The TH Interview: Greg Searle One Planet Living North America
How do you shrink the average American’s ecological footprint down from 5 planets to the necessary one? It’s certainly a tough task, but Greg Searle, of One Planet Living North America, believes his organization may have some answers. He is part of a network aiming to build flagship developments on five different continents by partnering with progressive developers and providing them with "no-nonsense expertise to build the most advanced sustainable communities in the world." We Treehuggers are already huge fans of the Bioregional Development Group (who came up with the One Planet Living concept in partnership with WWF) and we’ve reported on their massively important cutting-edge initiatives here, and here. We’ve even interviewed the founders Sue Riddlestone and Pooran Desai here. Now, in this interview, Greg explains why their framework is so important, and what they are doing to implement it in North America.

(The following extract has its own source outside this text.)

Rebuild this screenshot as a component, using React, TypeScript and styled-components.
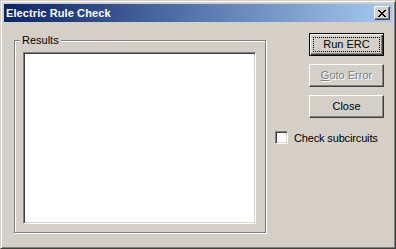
import styled, { createGlobalStyle } from "styled-components"

const Global = createGlobalStyle`
  html, body {
    margin: 0;
    padding: 0;
    background: #d4d0c8;
  }
  * {
    box-sizing: border-box;
  }
`

const Dialog = styled.div`
  width: 396px;
  height: 249px;
  background: #d4d0c8;
  border: 1px solid;
  border-color: #d4d0c8 #404040 #404040 #d4d0c8;
  box-shadow: inset 1px 1px 0 #ffffff, inset -1px -1px 0 #808080;
  padding: 3px;
  display: flex;
  flex-direction: column;
  font-family: "Liberation Sans", Arial, sans-serif;
  font-size: 11px;
  color: #000000;
`

const TitleBar = styled.div`
  height: 18px;
  flex: none;
  display: flex;
  align-items: center;
  justify-content: space-between;
  padding: 0 2px 0 2px;
  background: linear-gradient(to right, #0a246a, #a6caf0);
`

const Title = styled.span`
  color: #ffffff;
  font-weight: bold;
  font-size: 11px;
  letter-spacing: 0.1px;
`

const CloseBox = styled.div`
  width: 16px;
  height: 14px;
  background: #d4d0c8;
  border: 1px solid;
  border-color: #ffffff #404040 #404040 #ffffff;
  box-shadow: inset -1px -1px 0 #808080;
  display: flex;
  align-items: center;
  justify-content: center;
`

const Body = styled.div`
  flex: 1;
  display: flex;
  padding: 11px 0 0 10px;
`

const GroupBox = styled.div`
  position: relative;
  margin-top: 7px;
  width: 252px;
  height: 193px;
  border: 1px solid #808080;
  box-shadow: 1px 1px 0 #ffffff, inset 1px 1px 0 #ffffff;
  padding: 11px 0 0 8px;
`

const Legend = styled.span`
  position: absolute;
  top: -8px;
  left: 5px;
  padding: 0 2px;
  background: #d4d0c8;
  line-height: 14px;
`

const ListBox = styled.div`
  width: 233px;
  height: 172px;
  background: #ffffff;
  border: 1px solid;
  border-color: #808080 #ffffff #ffffff #808080;
  box-shadow: inset 1px 1px 0 #404040, inset -1px -1px 0 #d4d0c8;
`

const Side = styled.div`
  margin-left: 9px;
  width: 109px;
  display: flex;
  flex-direction: column;
  align-items: flex-end;
  gap: 8px;
`

const Button = styled.div<{ $default?: boolean; $disabled?: boolean }>`
  position: relative;
  width: 75px;
  height: 23px;
  display: flex;
  align-items: center;
  justify-content: center;
  background: #d4d0c8;
  border: 1px solid;
  border-color: ${(p) => (p.$default ? "#000000" : "#ffffff #404040 #404040 #ffffff")};
  box-shadow: ${(p) =>
    p.$default
      ? "inset 1px 1px 0 #ffffff, inset -1px -1px 0 #404040, inset -2px -2px 0 #808080"
      : "inset -1px -1px 0 #808080"};
  color: ${(p) => (p.$disabled ? "#808080" : "#000000")};
  text-shadow: ${(p) => (p.$disabled ? "1px 1px 0 #ffffff" : "none")};
  padding-bottom: 1px;
`

const Focus = styled.div`
  position: absolute;
  inset: 3px;
  border: 1px dotted #000000;
`

const Label = styled.span`
  position: relative;
`

const CheckRow = styled.label`
  margin-top: 5px;
  align-self: flex-start;
  display: flex;
  align-items: center;
  gap: 6px;
  letter-spacing: -0.15px;
`

const CheckBox = styled.span`
  width: 13px;
  height: 13px;
  background: #ffffff;
  border: 1px solid;
  border-color: #808080 #ffffff #ffffff #808080;
  box-shadow: inset 1px 1px 0 #404040, inset -1px -1px 0 #d4d0c8;
`

export default function App() {
  return (
    <>
      <Global />
      <Dialog>
        <TitleBar>
          <Title>Electric Rule Check</Title>
          <CloseBox>
            <svg width="8" height="7" viewBox="0 0 8 7" shapeRendering="crispEdges">
              <path
                d="M0 0h2v1H0zM6 0h2v1H6zM1 1h2v1H1zM5 1h2v1H5zM2 2h4v1H2zM3 3h2v1H3zM2 4h4v1H2zM1 5h2v1H1zM5 5h2v1H5zM0 6h2v1H0zM6 6h2v1H6z"
                fill="#000000"
              />
            </svg>
          </CloseBox>
        </TitleBar>
        <Body>
          <GroupBox>
            <Legend>Results</Legend>
            <ListBox />
          </GroupBox>
          <Side>
            <Button $default>
              <Focus />
              <Label>Run ERC</Label>
            </Button>
            <Button $disabled>
              <Label>
                <u>G</u>oto Error
              </Label>
            </Button>
            <Button>
              <Label>Close</Label>
            </Button>
            <CheckRow>
              <CheckBox />
              <span>Check subcircuits</span>
            </CheckRow>
          </Side>
        </Body>
      </Dialog>
    </>
  )
}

He also gives some handy hints on things every Treehugger can do to reduce their ecological footprint, no matter where they find themselves on this (one) planet.
Treehugger: What differentiates One Planet Living from the various other schemes, initatives and frameworks that are around for achieving sustainable development, such as Natural Step, or LEED for example?
Greg Searle: Like the Natural Step, One Planet Living has broad application; it is being used as a sustainability framework by companies, such as Nokia and, and by governments, such as the UK Department of the Environment, in ways that have little to do with green building. That being said, our largest effort in North America is in green residential development.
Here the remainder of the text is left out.